Constructing quantum codes from any classical code and their embedding in ground space of local Hamiltonians
 
We introduce a framework for constructing a quantum error correcting code from any classical error correcting code. This includes CSS codes and goes beyond the stabilizer formalism to allow quantum codes to be constructed from classical codes that are not necessarily linear or self-orthogonal. We give an algorithm that explicitly constructs quantum codes with linear distance and constant rate from classical codes with a linear distance and rate. As illustrations for small size codes, we obtain Steane's 7qubit code uniquely from Hamming's [7,4,3] code, and obtain other error detecting quantum codes from other explicit classical codes of length 4 and 6. Motivated by quantum LDPC codes and the use of physics to protect quantum information, we introduce a new 2-local frustration free quantum spin chain Hamiltonian whose ground space we analytically characterize completely.
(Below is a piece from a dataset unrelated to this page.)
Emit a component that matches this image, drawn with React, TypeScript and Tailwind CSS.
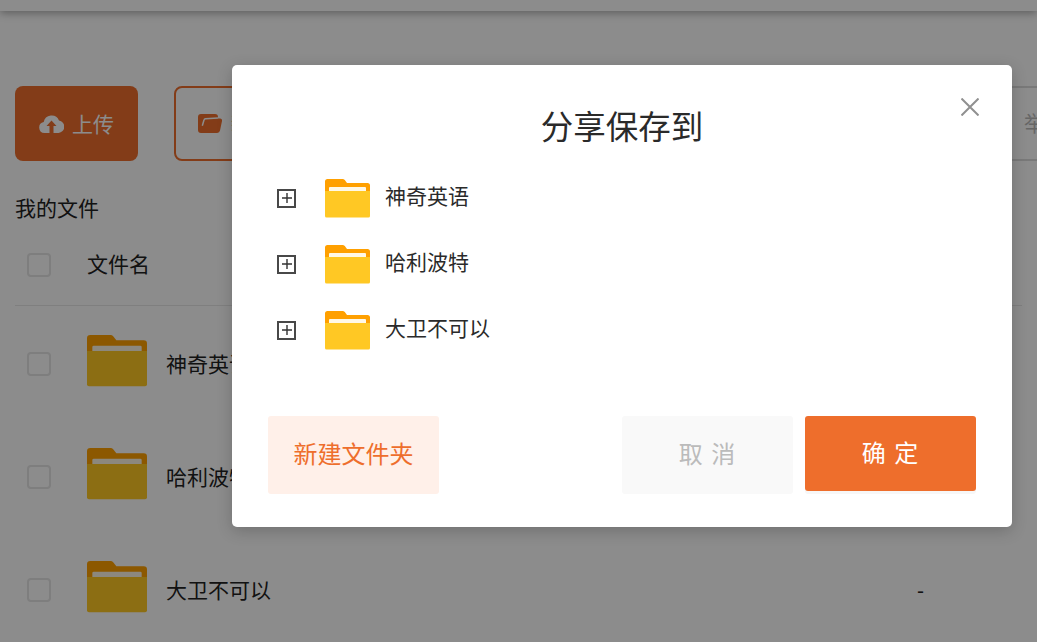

By mapping classical codewords to basis states of the ground space, we utilize our framework to demonstrate that the ground space contains explicit quantum codes with linear distance. This side-steps the Bravyi-Terhal no-go theorem because our work allows for more general quantum codes beyond the stabilizer and/or linear codes. We hesitate to call this an example of {\it subspace} quantum LDPC code with linear distance.